Rhenium is the codename of one of the projects that Castle/Pace/Tematic worked on. In the context of the main USB drivers, specifying -DRHENIUM as part of the options line, CFLAGS and CMHGFLAGS (i.e. -options CFLAGS="-DRHENIUM " -DRHENIUM CMHGFLAGS="-DRHENIUM ") enables code which allows the EHCIDriver and OHCIDriver modules to utilise EHCI & OHCI controllers that are exposed by the HAL USB API (ordinarily, the modules only look for certain PCI devices).
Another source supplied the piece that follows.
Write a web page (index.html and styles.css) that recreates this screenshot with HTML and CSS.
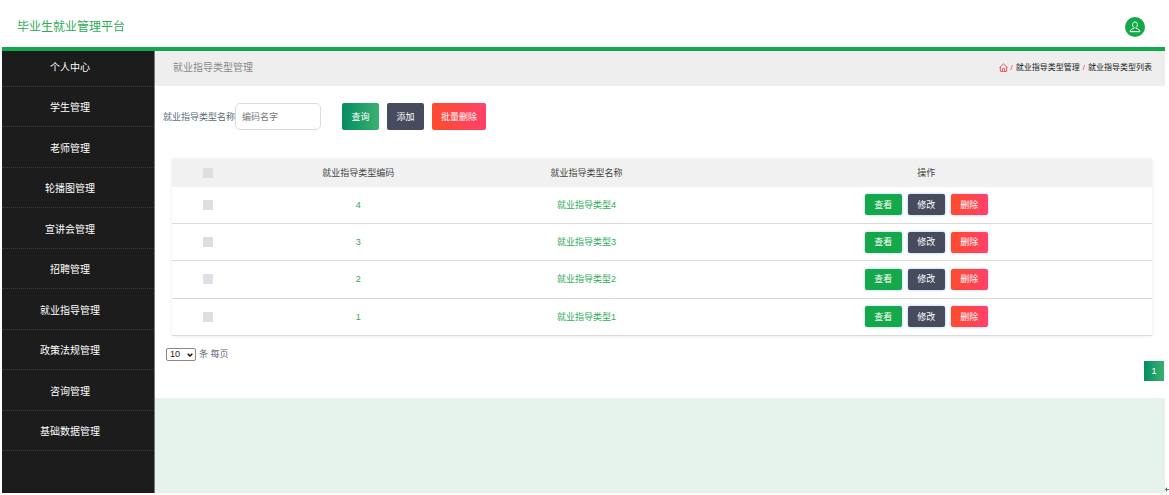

The MUSBDriver module does not need the RHENIUM flag specifying, as it uses the HAL API by default.

Debugging

Debug versions of the modules can be built by adding the following to the -options strings:

Debug output is handled by the DebugLib library; check the module’s initialisation to make sure a suitable output device is in use. The USB modules can produce a large quantity of debug output, often from within interrupt handlers. A device which provides low-latency output and works correctly with interrupts disabled is therefore desireable (e.g. the DADebug module).

Debug commands

When debugging is enabled, each module provides a few extra *commands. Check the *help text or the CMHG files for details.

Debug logging level

The debug level can be altered at runtime via *commands, or set at load time by altering the module’s initialisation function. Generally speaking, if the debug level is above 10, you can expect to receive a lot of output.

Internal API

TODO – This is probably out of date since the EHCI code was updated to the latest BSD version.

The USB hardware drivers register themselves with the main USB module by using the USBDriver_RegisterBus? SWI. The hardware driver supplies the USB module with a pointer to its usbd_bus struct (see NetBSD.dev.usb.h.usbdivar), and the USB module responds with a pointer to its device struct (see NetBSD.sys.h.device; not to be confused with the HAL device struct!)

Presently the only purpose the device struct services is to allow the USB modules to deregister themselves with the USB driver on shutdown. All communication from USBDriver to the hardware drivers is done via function pointers contained in the usbd_bus struct, and all communication between the hardware driver and the USBDriver is done via SWI calls.

Notes on specific function calls

splusb(), splx()

These functions in *.c.port are used by the NetBSD sources to disable & restore interrupts. Note that splusb() is actually #defined to splbio().

tsleep()

This function in *.c.port is used by the USB drivers whenever they want to block waiting for an interrupt-triggered event to occur (e.g. completion of a USB transfer)

malloc_contig(), free_contig()

These functions in *.c.port use the PCI module to allocate & free noncacheable, nonbufferable blocks of memory suitable for use as DMA buffers. The PCI module ensures that only contiguous physical pages are used, greatly simplifying the process of setting up DMA transfers.

HAL build

The USB drivers can also be built as a set of static libraries suitable for linking with a HAL implementation. The main reason for doing this is to simplify the task of implementing the HAL keyboard API that RISC OS uses to perform the keyboard scan on boot. The HAL build of the libraries differs from the regular module build in several ways:

• The USBHAL preprocessor directive is defined, to allow the code to identify the build
• All C files include the NetBSD.dev.usb.h.usbhal header file. Ordinarily this header does nothing, but with USBHAL defined the header provides the following:
  • It uses a __global_reg directive to prevent the compiler from utilising sb as a general purpose register
  • It provides the definition of the usbhal_ws struct which is used to store the static data required by the drivers (regular global/static variables won’t work, as the C compiler won’t understand where to store them)
    • Since the above structure is stored inside the HAL workspace pointed to by sb, a USBHALWS macro is provided to obtain a pointer to the structure.
  • There is also the OSentries macro for any code that needs to call one of the OS entry points
  • It also provides prototypes for the main USBHAL_* functions that the HAL uses to interface with the drivers/keyboard scan code
• There is no mouse support, and the keyboard support has been stripped down to the bare minimum needed to support the boot-time keyboard scan
• A heap implementation (based around the OS_Heap source code) is provided, in NetBSD.build.s.halheap. The USB drivers use this to allocate all of their memory.
• Drivers operate in a mode designed to reduce their memory footprint, e.g. the EHCI driver uses a smaller frame list size. This makes it possible for the drivers to operate inside the small amount of noncacheable workspace that the OS provides to the HAL.
• There’s no support for detecting USB controllers located on the PCI bus. Only the RHENIUM-style HAL USB API is supported.

The HAL build of the drivers is built automatically by the “export libs” build phase, whether the HAL requires the drivers or not.

For an example of how to implement the HAL build of the drivers, see the OMAP3 HAL, specifically OMAP3.s.KbdScan.